Quando o Estado de Direito é ameaçado ou aprisionado em alguma de suas expressões por seus algozes, o jurista não pode se omitir. O silêncio do espectro jurídico, nesse contexto, não é prudência: é cumplicidade. Esta coluna nasce, pois, como ato de insurgência. Um habeas corpus simbólico — impetrado em favor da democracia brasileira, ameaçada de constrangimentos ilegais ou coacta por forças autoritárias que usam da retórica populista reacionária e de ações autoritárias para abusá-la ou sequestrá-la.
O nome não é acidental. O habeas corpus é a mais antiga das garantias e deve ser o mais expedito e heroico dos remédios jurídicos: uma petição ao Judiciário contra a violência de poderes. É, também, um grito de liberdade, um não rotundo ao arbítrio. E é exatamente isso que esta coluna pretende ser — um brado técnico e consciente, vindo do Direito, contra a captura das instituições democráticas por interesses espúrios, falsos moralismos e revisionismos históricos que buscam retroceder as nossas conquistas de liberdades e direitos fundamentais.
Desde a promulgação da Constituição de 1988, vínhamos construindo, com avanços e percalços, uma democracia plural e inclusiva, com freios, contrapesos, direitos e garantias. Mas essa democracia entrou em processo erosivo em seus pontos cardeais — sem atos institucionais do passado, mas com atitudes e declarações de autoridades políticas e sociais: ataques à imprensa, intimidações ao Judiciário, instrumentalização das Forças Armadas, perseguições políticas, campanhas de desinformação, desmonte de políticas públicas, manipulação religiosa e eleitoral.
Esses ataques não foram apenas retóricos — foram estratégicos, sistemáticos, articulados. E continuam. Agora, sob novas roupagens: chantagens comerciais vindas do exterior, discursos falsamente pacificadores, tentativas de anistia disfarçada e relativização do que é — ou deveria ser — inegociável: a Constituição e a soberania que ela institui e exige seja resguardada.
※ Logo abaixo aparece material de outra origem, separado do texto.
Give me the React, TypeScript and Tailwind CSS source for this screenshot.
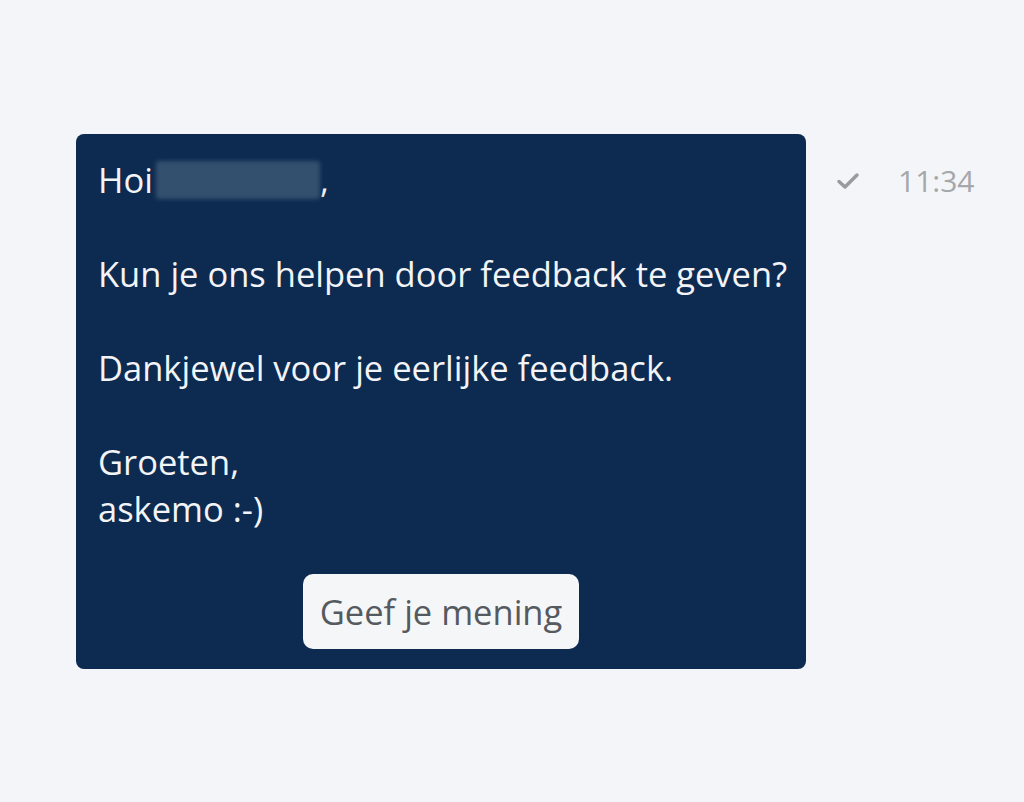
import React from "react";

export default function App() {
  return (
    <div
      className="w-[1024px] h-[802px] bg-[#f4f5f8] flex items-start pt-[134px] pl-[76px]"
      style={{ fontFamily: '"Open Sans", "Noto Sans", sans-serif' }}
    >
      <div className="w-[730px] h-[535px] bg-[#0d2a50] rounded-[8px] pl-[22px] pr-[10px] pt-[22px] flex flex-col">
        <div className="text-[34.5px] leading-[47px] text-[#f2f4f7] whitespace-nowrap">
          <div className="flex items-center">
            <span>Hoi</span>
            <span className="inline-block w-[164px] h-[38px] ml-[3px] bg-[#34506f] blur-[2px] rounded-[2px]"></span>
            <span>,</span>
          </div>
          <div className="h-[47px]"></div>
          <div>Kun je ons helpen door feedback te geven?</div>
          <div className="h-[47px]"></div>
          <div>Dankjewel voor je eerlijke feedback.</div>
          <div className="h-[47px]"></div>
          <div>Groeten,</div>
          <div>askemo :-)</div>
        </div>
        <div className="flex justify-center mt-[42px] pr-[12px]">
          <button className="w-[276px] h-[75px] bg-[#f5f6f8] rounded-[10px] text-[34.5px] text-[#555a60]">
            Geef je mening
          </button>
        </div>
      </div>
      <div className="flex items-center mt-[32px] ml-[30px] gap-[38px]">
        <svg width="24" height="20" viewBox="0 0 24 20" fill="none">
          <path d="M3 10.5 L9 16 L21 4" stroke="#9a9a9e" strokeWidth="3.5" strokeLinecap="round" strokeLinejoin="round" />
        </svg>
        <span className="text-[30px] text-[#a5a7ab] leading-none">11:34</span>
      </div>
    </div>
  );
}
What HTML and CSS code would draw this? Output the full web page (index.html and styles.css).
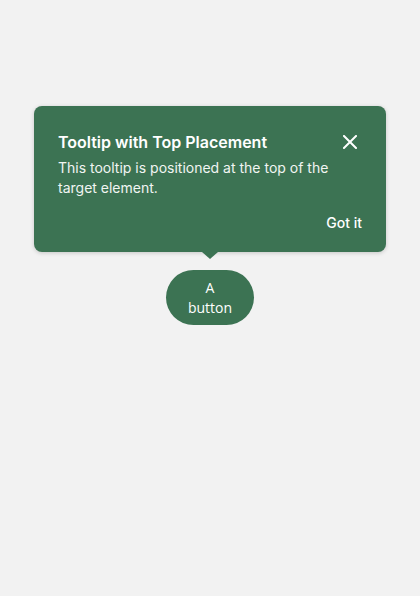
FILE: index.html
```html
<!DOCTYPE html>
<html>
<head>
<meta charset="utf-8">
<link rel="stylesheet" href="styles.css">
</head>
<body>
<div class="stage">
  <div class="tooltip" role="tooltip">
    <div class="tt-head">
      <div class="tt-title">Tooltip with Top Placement</div>
      <button class="tt-close" aria-label="Close">
        <svg width="14" height="14" viewBox="0 0 14 14"><path d="M1 1L13 13M13 1L1 13" stroke="#fff" stroke-width="2" stroke-linecap="square"/></svg>
      </button>
    </div>
    <div class="tt-body">This tooltip is positioned at the top of the target element.</div>
    <div class="tt-actions"><button class="tt-got">Got it</button></div>
    <span class="tt-arrow"></span>
  </div>
  <button class="target">A button</button>
</div>
</body>
</html>
```
FILE: styles.css
```css
html, body { margin: 0; padding: 0; }
body {
  background: #f2f2f2;
  width: 420px;
  height: 596px;
  font-family: Inter, Roboto, sans-serif;
}
.stage {
  display: flex;
  flex-direction: column;
  align-items: center;
  padding-top: 106px;
}
.tooltip {
  position: relative;
  box-sizing: border-box;
  width: 352px;
  height: 146px;
  background: #3c7353;
  color: #fff;
  border-radius: 8px;
  box-shadow: 0 1px 4px rgba(0,0,0,0.18);
  padding: 24px 24px 0 24px;
}
.tt-head {
  display: flex;
  align-items: center;
  justify-content: space-between;
  height: 24px;
}
.tt-title {
  font-family: Inter, sans-serif;
  font-size: 16px;
  font-weight: 600;
  line-height: 24px;
}
.tt-close {
  background: none;
  border: 0;
  padding: 0;
  width: 24px;
  height: 24px;
  display: flex;
  align-items: center;
  justify-content: center;
  cursor: pointer;
}
.tt-body {
  margin-top: 4px;
  font-size: 14px;
  line-height: 20px;
  color: #f1f5f2;
}
.tt-actions {
  display: flex;
  justify-content: flex-end;
  margin-top: 15px;
}
.tt-got {
  background: none;
  border: 0;
  padding: 0;
  color: #fff;
  font-family: Inter, sans-serif;
  font-size: 14px;
  font-weight: 500;
  line-height: 20px;
}
.tt-arrow {
  position: absolute;
  left: 50%;
  bottom: -7px;
  margin-left: -8px;
  width: 0;
  height: 0;
  border-left: 8px solid transparent;
  border-right: 8px solid transparent;
  border-top: 7px solid #3c7353;
}
.target {
  margin-top: 18px;
  box-sizing: border-box;
  width: 88px;
  height: 55px;
  border: 0;
  border-radius: 28px;
  background: #3c7353;
  color: #fff;
  font-family: "Open Sans", sans-serif;
  font-size: 14px;
  line-height: 20px;
  padding: 7px 20px;
}
```
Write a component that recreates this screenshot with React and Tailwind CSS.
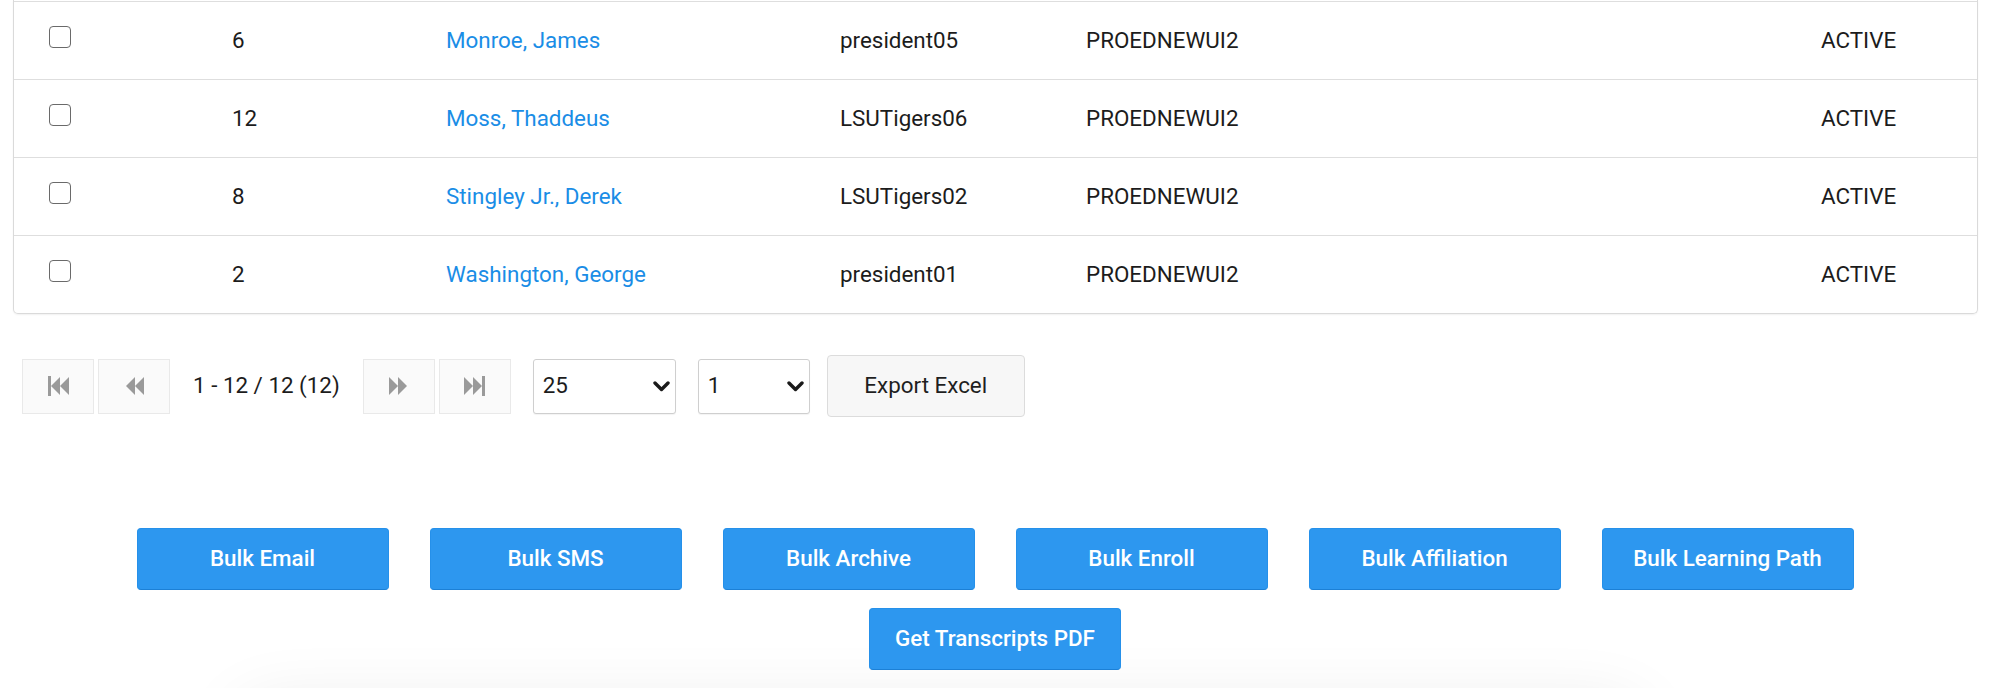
import React from "react";

const rows = [
  { id: 6, name: "Monroe, James", user: "president05", org: "PROEDNEWUI2", status: "ACTIVE" },
  { id: 12, name: "Moss, Thaddeus", user: "LSUTigers06", org: "PROEDNEWUI2", status: "ACTIVE" },
  { id: 8, name: "Stingley Jr., Derek", user: "LSUTigers02", org: "PROEDNEWUI2", status: "ACTIVE" },
  { id: 2, name: "Washington, George", user: "president01", org: "PROEDNEWUI2", status: "ACTIVE" },
];

const bulkActions = [
  "Bulk Email",
  "Bulk SMS",
  "Bulk Archive",
  "Bulk Enroll",
  "Bulk Affiliation",
  "Bulk Learning Path",
  "Get Transcripts PDF",
];

function PagerIcon({ type }) {
  // simple double-triangle glyphs, with a bar for first / last
  return (
    <svg width="21" height="20" viewBox="0 0 21 20" fill="#9a9a9a">
      {type === "first" && (
        <>
          <rect x="0" y="0" width="3" height="20" />
          <polygon points="12,1 3,10 12,19" />
          <polygon points="21,1 12,10 21,19" />
        </>
      )}
      {type === "prev" && (
        <>
          <polygon points="11,1 2,10 11,19" />
          <polygon points="20,1 11,10 20,19" />
        </>
      )}
      {type === "next" && (
        <>
          <polygon points="1,1 10,10 1,19" />
          <polygon points="10,1 19,10 10,19" />
        </>
      )}
      {type === "last" && (
        <>
          <polygon points="0,1 9,10 0,19" />
          <polygon points="9,1 18,10 9,19" />
          <rect x="18" y="0" width="3" height="20" />
        </>
      )}
    </svg>
  );
}

function Chevron() {
  return (
    <svg width="17" height="11" viewBox="0 0 17 11" fill="none">
      <polyline
        points="2,2 8.5,8.5 15,2"
        stroke="#1a1a1a"
        strokeWidth="3.4"
        strokeLinecap="round"
        strokeLinejoin="round"
      />
    </svg>
  );
}

function FakeSelect({ value, width }) {
  return (
    <div
      className={`flex h-[55px] items-center justify-between rounded-[3px] border border-[#cfcfcf] bg-white pl-[9px] pr-[5px] shadow-[0_1px_1px_rgba(0,0,0,0.05)] ${width}`}
    >
      <span>{value}</span>
      <Chevron />
    </div>
  );
}

function PagerButton({ type }) {
  return (
    <button className="flex h-[55px] w-[72px] items-center justify-center border border-[#e9e9e9] bg-[#fafafa]">
      <PagerIcon type={type} />
    </button>
  );
}

export default function App() {
  return (
    <div className="h-[688px] overflow-hidden bg-white font-['Roboto',sans-serif] text-[22.4px] text-[#1c1c1c]">
      <div className="pl-[13px] pr-[12px]">
        <div className="rounded-b-[5px] border-x border-b border-[#dadada] pt-px shadow-[0_1px_2px_rgba(0,0,0,0.06)]">
          {rows.map((r) => (
            <div
              key={r.id}
              className="grid h-[78px] grid-cols-[218px_214px_394px_246px_735px_1fr] items-center border-t border-[#dedede]"
            >
              <div className="pl-[35px]">
                <input
                  type="checkbox"
                  className="mb-[8px] block h-[22px] w-[22px] appearance-none rounded-[4px] border-[1.5px] border-[#6a6a6a] bg-white"
                />
              </div>
              <div>{r.id}</div>
              <div>
                <a className="text-[#1a8de6]" href="#">
                  {r.name}
                </a>
              </div>
              <div>{r.user}</div>
              <div>{r.org}</div>
              <div>{r.status}</div>
            </div>
          ))}
        </div>

        <div className="mt-[41px] flex h-[62px] items-center pl-[9px]">
          <div className="flex gap-[4px]">
            <PagerButton type="first" />
            <PagerButton type="prev" />
          </div>
          <span className="mx-[23px]">1 - 12 / 12 (12)</span>
          <div className="flex gap-[4px]">
            <PagerButton type="next" />
            <PagerButton type="last" />
          </div>
          <div className="ml-[22px]">
            <FakeSelect value="25" width="w-[143px]" />
          </div>
          <div className="ml-[22px]">
            <FakeSelect value="1" width="w-[112px]" />
          </div>
          <button className="ml-[17px] h-[62px] w-[198px] rounded-[4px] border border-[#dcdcdc] bg-[#f7f7f7] text-[#1f1f1f]">
            Export Excel
          </button>
        </div>
      </div>

      <div className="mt-[111px] flex flex-wrap justify-center gap-x-[41px] gap-y-[18px]">
        {bulkActions.map((label) => (
          <button
            key={label}
            className="h-[62px] w-[252px] rounded-[4px] border border-[#2590ea] border-b-[#1c80d6] bg-[#2d97ef] font-medium text-white"
          >
            {label}
          </button>
        ))}
      </div>

      <div className="ml-[240px] mt-[36px] h-[200px] w-[1400px] rounded-[24px] bg-white shadow-[0_0_70px_rgba(0,0,0,0.09)]" />
    </div>
  );
}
Aqui não caberá neutralidade. Esta coluna será trincheira. Defenderá o texto constitucional, mas sobretudo seu espírito: a dignidade da pessoa humana, seus direitos fundamentais, a soberania popular, a soberania do País no plano internacional e a independência dos Poderes. Denunciará a naturalização do absurdo (in)jurídico e o cinismo político que tenta fazer parecer normal o que é inaceitável.
Habeas corpus é, antes de tudo, um instrumento de urgência. E a urgência do nosso tempo é esta: libertar a democracia brasileira das mãos de quem nunca acreditou nela por preferir regimes autocráticos, e, sobretudo, de quem sempre a desdenhou, procurando apequená-la ou mesmo anulá-la, objetivando transformá-la em seu contrário: o modelo de ditadura contemporânea, no formato de democracia iliberal, como Viktor Órban a institui na Hungria.
Diante deste ameaçador modelo húngaro, influenciador dos atuais governos extremistas dos EUA e Israel, temos que proteger e cultivar, todos nós, brasileiros“do Brasil”, bem e incansavelmente, nossa resiliente Democracia Constitucional nascida porparto constituinte emancipador em 05 de outubro de 1988.
Desterro, “Ondina” de Cruz e Souza, Ilha e Capital de SC, 28.07.2025, 10h11, manhã de sol.